__WRITTEN INSTRUCTION__: Set down each line of the material that follows, exactly, with no pictures.

* begin *

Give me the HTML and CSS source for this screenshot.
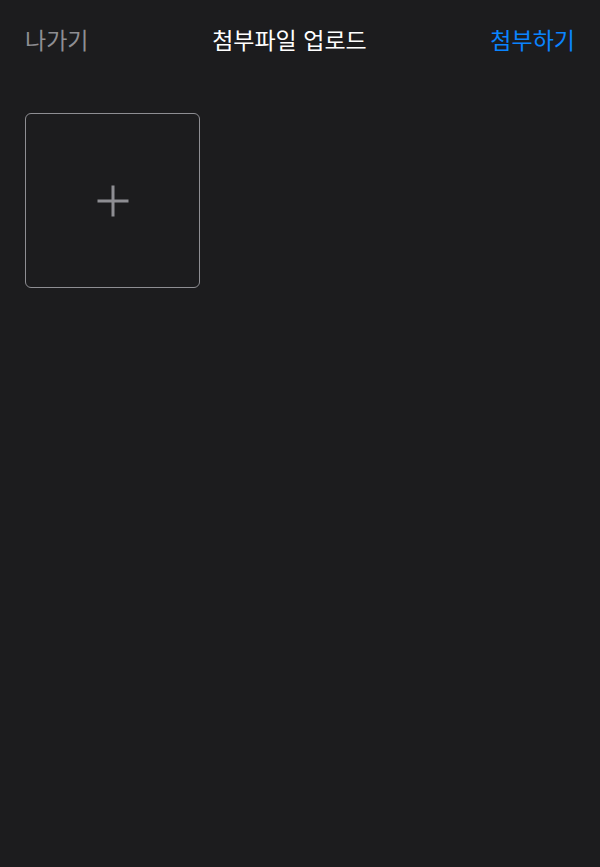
FILE: index.html
```html
<!DOCTYPE html>
<html lang="ko">
<head>
    <meta charset="UTF-8">
    <meta name="viewport" content="width=device-width, initial-scale=1.0">
    <title>첨부파일 업로드</title>
    <link rel="stylesheet" href="styles.css">
</head>
<body>
    <div class="screen">
        <header class="nav">
            <button class="nav-btn nav-back">나가기</button>
            <h1 class="nav-title">첨부파일 업로드</h1>
            <button class="nav-btn nav-done">첨부하기</button>
        </header>

        <div class="grid">
            <button class="add-tile" aria-label="파일 추가">
                <svg width="32" height="32" viewBox="0 0 32 32">
                    <path d="M0.5 16 H31.5 M16 0.5 V31.5" stroke="#8e8e93" stroke-width="3" fill="none"/>
                </svg>
            </button>
        </div>
    </div>
</body>
</html>
```

FILE: styles.css
```css
html, body {
    margin: 0;
    padding: 0;
    background-color: #1c1c1e;
}

body {
    font-family: "Noto Sans CJK KR", "Noto Sans", sans-serif;
    color: #ffffff;
}

.screen {
    min-height: 867px;
}

.nav {
    display: flex;
    align-items: center;
    justify-content: space-between;
    height: 78px;
    padding: 0 25px;
    box-sizing: border-box;
}

.nav-btn {
    background: none;
    border: none;
    padding: 0;
    font-family: inherit;
    font-size: 23px;
    line-height: 1;
    cursor: pointer;
}

.nav-back {
    color: #8e8e93;
}

.nav-done {
    color: #0a84ff;
}

.nav-title {
    margin: 0;
    font-size: 23px;
    line-height: 1;
    font-weight: normal;
    color: #ffffff;
}

.grid {
    display: grid;
    grid-template-columns: repeat(3, 175px);
    gap: 12px;
    padding: 35px 25px 0;
}

.add-tile {
    width: 175px;
    height: 175px;
    display: flex;
    align-items: center;
    justify-content: center;
    background: transparent;
    border: 1.5px solid #8e8e93;
    border-radius: 6px;
    padding: 0;
    cursor: pointer;
}
```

* end *

__THE RESPONSE__:
Give me the HTML and CSS source for this screenshot.
FILE: index.html
```html
<!DOCTYPE html>
<html lang="ko">
<head>
    <meta charset="UTF-8">
    <meta name="viewport" content="width=device-width, initial-scale=1.0">
    <title>첨부파일 업로드</title>
    <link rel="stylesheet" href="styles.css">
</head>
<body>
    <div class="screen">
        <header class="nav">
            <button class="nav-btn nav-back">나가기</button>
            <h1 class="nav-title">첨부파일 업로드</h1>
            <button class="nav-btn nav-done">첨부하기</button>
        </header>

        <div class="grid">
            <button class="add-tile" aria-label="파일 추가">
                <svg width="32" height="32" viewBox="0 0 32 32">
                    <path d="M0.5 16 H31.5 M16 0.5 V31.5" stroke="#8e8e93" stroke-width="3" fill="none"/>
                </svg>
            </button>
        </div>
    </div>
</body>
</html>
```

FILE: styles.css
```css
html, body {
    margin: 0;
    padding: 0;
    background-color: #1c1c1e;
}

body {
    font-family: "Noto Sans CJK KR", "Noto Sans", sans-serif;
    color: #ffffff;
}

.screen {
    min-height: 867px;
}

.nav {
    display: flex;
    align-items: center;
    justify-content: space-between;
    height: 78px;
    padding: 0 25px;
    box-sizing: border-box;
}

.nav-btn {
    background: none;
    border: none;
    padding: 0;
    font-family: inherit;
    font-size: 23px;
    line-height: 1;
    cursor: pointer;
}

.nav-back {
    color: #8e8e93;
}

.nav-done {
    color: #0a84ff;
}

.nav-title {
    margin: 0;
    font-size: 23px;
    line-height: 1;
    font-weight: normal;
    color: #ffffff;
}

.grid {
    display: grid;
    grid-template-columns: repeat(3, 175px);
    gap: 12px;
    padding: 35px 25px 0;
}

.add-tile {
    width: 175px;
    height: 175px;
    display: flex;
    align-items: center;
    justify-content: center;
    background: transparent;
    border: 1.5px solid #8e8e93;
    border-radius: 6px;
    padding: 0;
    cursor: pointer;
}
```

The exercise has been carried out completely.